--- Exercise details ---
The data below should be printed in full, exactly, and without any of its images.

### Data shown ###

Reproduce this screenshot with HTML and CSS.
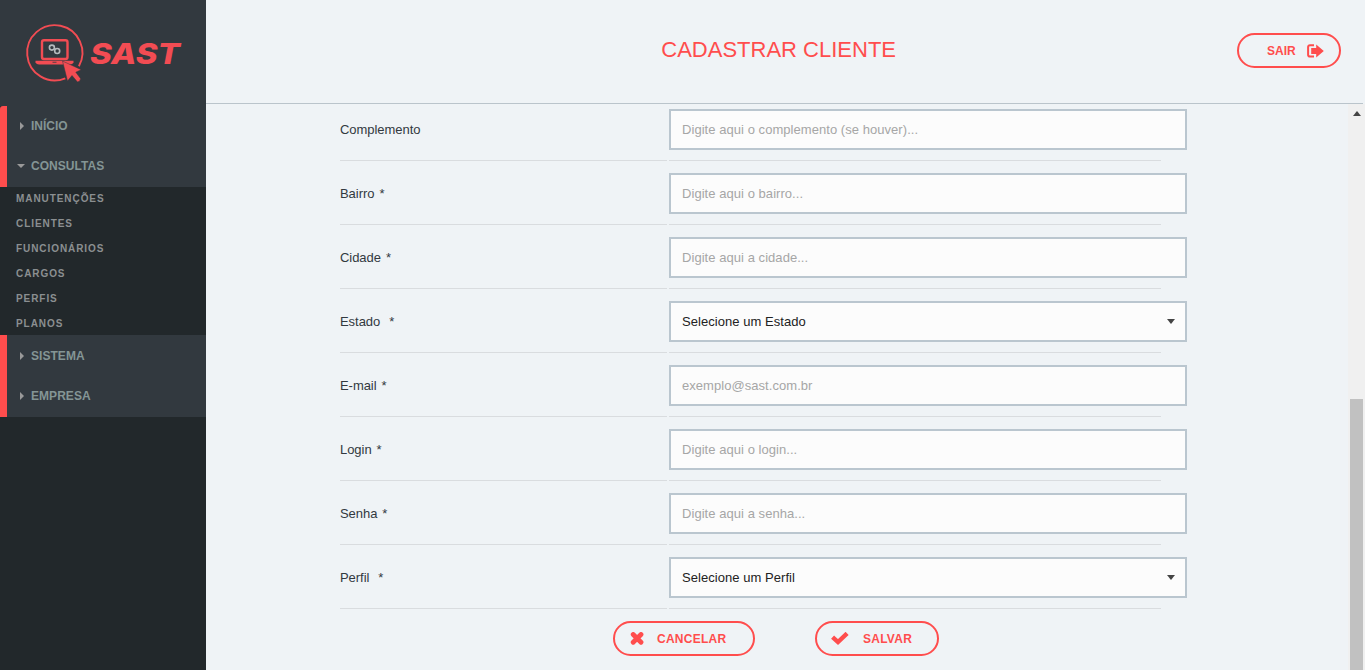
FILE: index.html
```html
<!DOCTYPE html>
<html lang="pt-BR">
<head>
<meta charset="utf-8">
<title>SAST - Cadastrar Cliente</title>
<link rel="stylesheet" href="styles.css">
</head>
<body>
<div class="app">
  <aside class="sidebar">
    <div class="logo">
      <svg width="206" height="106" viewBox="0 0 206 106">
        <g fill="none" stroke="#f24c53">
          <path d="M65.300 78.300A27.600 27.600 0 1 1 78.900 66.200" stroke-width="1.900"/>
          <rect x="42" y="40.200" width="25.500" height="18.800" rx="2" stroke-width="2.400"/>
        </g>
        <path d="M35.500 60.800H73.500V62.500Q72.500 64.600 70 64.600H39Q36.500 64.600 35.500 62.500Z" fill="#f24c53"/>
        <path d="M52.500 61.800H56.500V62.600H52.500Z" fill="#32393f"/>
        <path d="M62.500 61L81.200 69.700L75.800 72.200L80.500 78.500Q80.500 81.500 77.500 82L72 75.500L67.500 81Z" fill="#f24c53" stroke="#32393f" stroke-width=".5"/>
        <g fill="none" stroke="#b4babd" stroke-width="1.600">
          <circle cx="51.900" cy="47.600" r="2.500"/>
          <circle cx="57.200" cy="51" r="2.500"/>
        </g>
        <text class="brand" x="90" y="64" textLength="90" lengthAdjust="spacingAndGlyphs">SAST</text>
      </svg>
    </div>
    <nav>
      <ul class="menu first">
        <li><i class="arrow right"></i><span class="inicio">INÍCIO</span></li>
        <li><i class="arrow down"></i><span class="consultas">CONSULTAS</span></li>
      </ul>
      <ul class="submenu">
        <li>MANUTENÇÕES</li><li>CLIENTES</li><li>FUNCIONÁRIOS</li><li>CARGOS</li><li>PERFIS</li><li>PLANOS</li>
      </ul>
      <ul class="menu last">
        <li><i class="arrow right"></i><span>SISTEMA</span></li>
        <li><i class="arrow right"></i><span>EMPRESA</span></li>
      </ul>
    </nav>
  </aside>
  <main class="main">
    <header class="header">
      <h1>CADASTRAR CLIENTE</h1>
      <button class="btn exit"><span>SAIR</span>
        <svg width="17" height="14" viewBox="0 0 17 14"><path d="M7 1.200H3Q1.100 1.200 1.100 3V10.800Q1.100 12.600 3 12.600H7" fill="none" stroke="#ff4d4d" stroke-width="2"/><path d="M4.200 4H9.200V.4L16.800 7L9.200 13.400V10H4.200Z" fill="#ff4d4d"/></svg>
      </button>
    </header>
    <div class="body">
      <form class="form">
        <div class="row"><label>Complemento</label><div class="cell"><input placeholder="Digite aqui o complemento (se houver)..."></div></div>
        <div class="row"><label>Bairro<b>*</b></label><div class="cell"><input placeholder="Digite aqui o bairro..."></div></div>
        <div class="row"><label>Cidade<b>*</b></label><div class="cell"><input placeholder="Digite aqui a cidade..."></div></div>
        <div class="row"><label>Estado<b class="wide">*</b></label><div class="cell"><div class="select"><span>Selecione um Estado</span><i class="caret"></i></div></div></div>
        <div class="row"><label>E-mail<b>*</b></label><div class="cell"><input placeholder="exemplo@sast.com.br"></div></div>
        <div class="row"><label>Login<b>*</b></label><div class="cell"><input placeholder="Digite aqui o login..."></div></div>
        <div class="row"><label>Senha<b>*</b></label><div class="cell"><input placeholder="Digite aqui a senha..."></div></div>
        <div class="row"><label>Perfil<b class="wide">*</b></label><div class="cell"><div class="select"><span>Selecione um Perfil</span><i class="caret"></i></div></div></div>
        <div class="actions">
          <button type="button" class="btn cancel"><svg width="14" height="14" viewBox="0 0 14 14"><path d="M3.200 2.500L11 10.300M11 2.500L3.200 10.300" stroke="#ff4d4d" stroke-width="4.800" stroke-linecap="round"/></svg><span>CANCELAR</span></button>
          <button type="button" class="btn save"><svg width="18" height="14" viewBox="0 0 18 14"><path d="M3.200 6.600L7 10.100L14.500 2.900" fill="none" stroke="#ff4d4d" stroke-width="4.400" stroke-linecap="square"/></svg><span>SALVAR</span></button>
        </div>
      </form>
      <div class="scrollbar"><i class="up"></i><div class="thumb"></div></div>
    </div>
  </main>
</div>
</body>
</html>
```

FILE: styles.css
```css
* { box-sizing: border-box; }
body { margin: 0; background: #eff3f6; font: 13px "Liberation Sans", Arial, sans-serif; color: #32393f; }
ul { list-style: none; margin: 0; padding: 0; }
.app { display: flex; height: 670px; overflow: hidden; }
.sidebar { width: 206px; background: #22282b; }
.logo { height: 106px; background: #32393f; }
.logo svg { display: block; }
.brand { font: italic 800 29px Inter, sans-serif; fill: #f24c53; }
.menu { background: #32393f; border-left: 7px solid #ff4d4d; height: 82px; }
.menu.first { height: 81px; border-top-left-radius: 3px; }
.menu.last { padding-top: 1px; }
.menu li { display: flex; align-items: center; height: 40px; padding-left: 10px; font-size: 12px; font-weight: bold; color: #849595; letter-spacing: .05px; }
.menu .inicio { letter-spacing: 0; }
.menu .consultas { letter-spacing: .05px; }
.arrow { width: 14px; height: 8px; flex: none; }
.arrow::before { content: ""; display: block; width: 0; height: 0; border: 4px solid transparent; }
.right::before { border-left-color: #999; margin-left: 3px; border-right: 0; }
.down::before { border-top-color: #999; border-bottom: 0; margin-top: 2px; }
.submenu { height: 148px; }
.submenu li { height: 25px; padding-left: 16px; line-height: 23px; font-size: 10px; font-weight: bold; color: #8b8f91; letter-spacing: .93px; }
.main { flex: 1; display: flex; flex-direction: column; }
.header { height: 104px; margin-right: 2px; border-bottom: 1px solid #bac4cb; display: flex; justify-content: flex-end; align-items: flex-start; padding: 33px 22px 0 0; }
h1 { margin: 4px 341px 0 0; font-size: 22px; line-height: 26px; font-weight: normal; color: #ff4d4d; white-space: nowrap; }
.btn { height: 35px; border: 2px solid #ff4d4d; border-radius: 18px; background: transparent; color: #ff4d4d; font: bold 12px "Liberation Sans", Arial, sans-serif; display: flex; align-items: center; padding: 0; letter-spacing: .25px; }
.exit { width: 104px; padding-left: 28px; gap: 11px; letter-spacing: 0; }
.body { display: flex; flex: 1; min-height: 0; }
.form { flex: 1; padding-left: 134px; }
.row { display: flex; gap: 2px; height: 64px; }
.row label, .cell { border-bottom: 1px solid #d9dcdf; padding-top: 12px; }
.row:first-child { height: 57px; }
.row:first-child label, .row:first-child .cell { padding-top: 5px; }
.row label { width: 327px; line-height: 41px; letter-spacing: -.05px; }
.row b { font-weight: normal; margin-left: 5px; }
.row b.wide { margin-left: 9px; }
.cell { width: 492px; }
input, .select { display: flex; align-items: center; width: 518px; height: 41px; border: 2px solid #bac6cf; background: #fcfcfc; padding: 0 11px; font: 13px "Liberation Sans", Arial, sans-serif; letter-spacing: .05px; border-radius: 0; }
input::placeholder { color: #a6a6a6; opacity: 1; }
.select { justify-content: space-between; color: #222; padding-right: 10px; }
.caret { border: 4px solid transparent; border-top: 5px solid #444; border-bottom: 0; }
.actions { display: flex; gap: 60px; padding: 12px 0 0 273px; }
.cancel { width: 142px; padding-left: 15px; gap: 13px; }
.save { width: 124px; padding-left: 14px; gap: 14px; }
.scrollbar { width: 17px; background: #f0f0f0; padding-left: 2px; }
.up { display: block; height: 0; width: 8px; margin: 7px 0 283px 3px; border: 4px solid transparent; border-top: 0; border-bottom: 5px solid #444; }
.thumb { width: 13px; height: 271px; background: #c1c1c1; }
```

###

--- Solution below ---
Reproduce this screenshot with HTML and CSS.
FILE: index.html
```html
<!DOCTYPE html>
<html lang="pt-BR">
<head>
<meta charset="utf-8">
<title>SAST - Cadastrar Cliente</title>
<link rel="stylesheet" href="styles.css">
</head>
<body>
<div class="app">
  <aside class="sidebar">
    <div class="logo">
      <svg width="206" height="106" viewBox="0 0 206 106">
        <g fill="none" stroke="#f24c53">
          <path d="M65.300 78.300A27.600 27.600 0 1 1 78.900 66.200" stroke-width="1.900"/>
          <rect x="42" y="40.200" width="25.500" height="18.800" rx="2" stroke-width="2.400"/>
        </g>
        <path d="M35.500 60.800H73.500V62.500Q72.500 64.600 70 64.600H39Q36.500 64.600 35.500 62.500Z" fill="#f24c53"/>
        <path d="M52.500 61.800H56.500V62.600H52.500Z" fill="#32393f"/>
        <path d="M62.500 61L81.200 69.700L75.800 72.200L80.500 78.500Q80.500 81.500 77.500 82L72 75.500L67.500 81Z" fill="#f24c53" stroke="#32393f" stroke-width=".5"/>
        <g fill="none" stroke="#b4babd" stroke-width="1.600">
          <circle cx="51.900" cy="47.600" r="2.500"/>
          <circle cx="57.200" cy="51" r="2.500"/>
        </g>
        <text class="brand" x="90" y="64" textLength="90" lengthAdjust="spacingAndGlyphs">SAST</text>
      </svg>
    </div>
    <nav>
      <ul class="menu first">
        <li><i class="arrow right"></i><span class="inicio">INÍCIO</span></li>
        <li><i class="arrow down"></i><span class="consultas">CONSULTAS</span></li>
      </ul>
      <ul class="submenu">
        <li>MANUTENÇÕES</li><li>CLIENTES</li><li>FUNCIONÁRIOS</li><li>CARGOS</li><li>PERFIS</li><li>PLANOS</li>
      </ul>
      <ul class="menu last">
        <li><i class="arrow right"></i><span>SISTEMA</span></li>
        <li><i class="arrow right"></i><span>EMPRESA</span></li>
      </ul>
    </nav>
  </aside>
  <main class="main">
    <header class="header">
      <h1>CADASTRAR CLIENTE</h1>
      <button class="btn exit"><span>SAIR</span>
        <svg width="17" height="14" viewBox="0 0 17 14"><path d="M7 1.200H3Q1.100 1.200 1.100 3V10.800Q1.100 12.600 3 12.600H7" fill="none" stroke="#ff4d4d" stroke-width="2"/><path d="M4.200 4H9.200V.4L16.800 7L9.200 13.400V10H4.200Z" fill="#ff4d4d"/></svg>
      </button>
    </header>
    <div class="body">
      <form class="form">
        <div class="row"><label>Complemento</label><div class="cell"><input placeholder="Digite aqui o complemento (se houver)..."></div></div>
        <div class="row"><label>Bairro<b>*</b></label><div class="cell"><input placeholder="Digite aqui o bairro..."></div></div>
        <div class="row"><label>Cidade<b>*</b></label><div class="cell"><input placeholder="Digite aqui a cidade..."></div></div>
        <div class="row"><label>Estado<b class="wide">*</b></label><div class="cell"><div class="select"><span>Selecione um Estado</span><i class="caret"></i></div></div></div>
        <div class="row"><label>E-mail<b>*</b></label><div class="cell"><input placeholder="exemplo@sast.com.br"></div></div>
        <div class="row"><label>Login<b>*</b></label><div class="cell"><input placeholder="Digite aqui o login..."></div></div>
        <div class="row"><label>Senha<b>*</b></label><div class="cell"><input placeholder="Digite aqui a senha..."></div></div>
        <div class="row"><label>Perfil<b class="wide">*</b></label><div class="cell"><div class="select"><span>Selecione um Perfil</span><i class="caret"></i></div></div></div>
        <div class="actions">
          <button type="button" class="btn cancel"><svg width="14" height="14" viewBox="0 0 14 14"><path d="M3.200 2.500L11 10.300M11 2.500L3.200 10.300" stroke="#ff4d4d" stroke-width="4.800" stroke-linecap="round"/></svg><span>CANCELAR</span></button>
          <button type="button" class="btn save"><svg width="18" height="14" viewBox="0 0 18 14"><path d="M3.200 6.600L7 10.100L14.500 2.900" fill="none" stroke="#ff4d4d" stroke-width="4.400" stroke-linecap="square"/></svg><span>SALVAR</span></button>
        </div>
      </form>
      <div class="scrollbar"><i class="up"></i><div class="thumb"></div></div>
    </div>
  </main>
</div>
</body>
</html>
```

FILE: styles.css
```css
* { box-sizing: border-box; }
body { margin: 0; background: #eff3f6; font: 13px "Liberation Sans", Arial, sans-serif; color: #32393f; }
ul { list-style: none; margin: 0; padding: 0; }
.app { display: flex; height: 670px; overflow: hidden; }
.sidebar { width: 206px; background: #22282b; }
.logo { height: 106px; background: #32393f; }
.logo svg { display: block; }
.brand { font: italic 800 29px Inter, sans-serif; fill: #f24c53; }
.menu { background: #32393f; border-left: 7px solid #ff4d4d; height: 82px; }
.menu.first { height: 81px; border-top-left-radius: 3px; }
.menu.last { padding-top: 1px; }
.menu li { display: flex; align-items: center; height: 40px; padding-left: 10px; font-size: 12px; font-weight: bold; color: #849595; letter-spacing: .05px; }
.menu .inicio { letter-spacing: 0; }
.menu .consultas { letter-spacing: .05px; }
.arrow { width: 14px; height: 8px; flex: none; }
.arrow::before { content: ""; display: block; width: 0; height: 0; border: 4px solid transparent; }
.right::before { border-left-color: #999; margin-left: 3px; border-right: 0; }
.down::before { border-top-color: #999; border-bottom: 0; margin-top: 2px; }
.submenu { height: 148px; }
.submenu li { height: 25px; padding-left: 16px; line-height: 23px; font-size: 10px; font-weight: bold; color: #8b8f91; letter-spacing: .93px; }
.main { flex: 1; display: flex; flex-direction: column; }
.header { height: 104px; margin-right: 2px; border-bottom: 1px solid #bac4cb; display: flex; justify-content: flex-end; align-items: flex-start; padding: 33px 22px 0 0; }
h1 { margin: 4px 341px 0 0; font-size: 22px; line-height: 26px; font-weight: normal; color: #ff4d4d; white-space: nowrap; }
.btn { height: 35px; border: 2px solid #ff4d4d; border-radius: 18px; background: transparent; color: #ff4d4d; font: bold 12px "Liberation Sans", Arial, sans-serif; display: flex; align-items: center; padding: 0; letter-spacing: .25px; }
.exit { width: 104px; padding-left: 28px; gap: 11px; letter-spacing: 0; }
.body { display: flex; flex: 1; min-height: 0; }
.form { flex: 1; padding-left: 134px; }
.row { display: flex; gap: 2px; height: 64px; }
.row label, .cell { border-bottom: 1px solid #d9dcdf; padding-top: 12px; }
.row:first-child { height: 57px; }
.row:first-child label, .row:first-child .cell { padding-top: 5px; }
.row label { width: 327px; line-height: 41px; letter-spacing: -.05px; }
.row b { font-weight: normal; margin-left: 5px; }
.row b.wide { margin-left: 9px; }
.cell { width: 492px; }
input, .select { display: flex; align-items: center; width: 518px; height: 41px; border: 2px solid #bac6cf; background: #fcfcfc; padding: 0 11px; font: 13px "Liberation Sans", Arial, sans-serif; letter-spacing: .05px; border-radius: 0; }
input::placeholder { color: #a6a6a6; opacity: 1; }
.select { justify-content: space-between; color: #222; padding-right: 10px; }
.caret { border: 4px solid transparent; border-top: 5px solid #444; border-bottom: 0; }
.actions { display: flex; gap: 60px; padding: 12px 0 0 273px; }
.cancel { width: 142px; padding-left: 15px; gap: 13px; }
.save { width: 124px; padding-left: 14px; gap: 14px; }
.scrollbar { width: 17px; background: #f0f0f0; padding-left: 2px; }
.up { display: block; height: 0; width: 8px; margin: 7px 0 283px 3px; border: 4px solid transparent; border-top: 0; border-bottom: 5px solid #444; }
.thumb { width: 13px; height: 271px; background: #c1c1c1; }
```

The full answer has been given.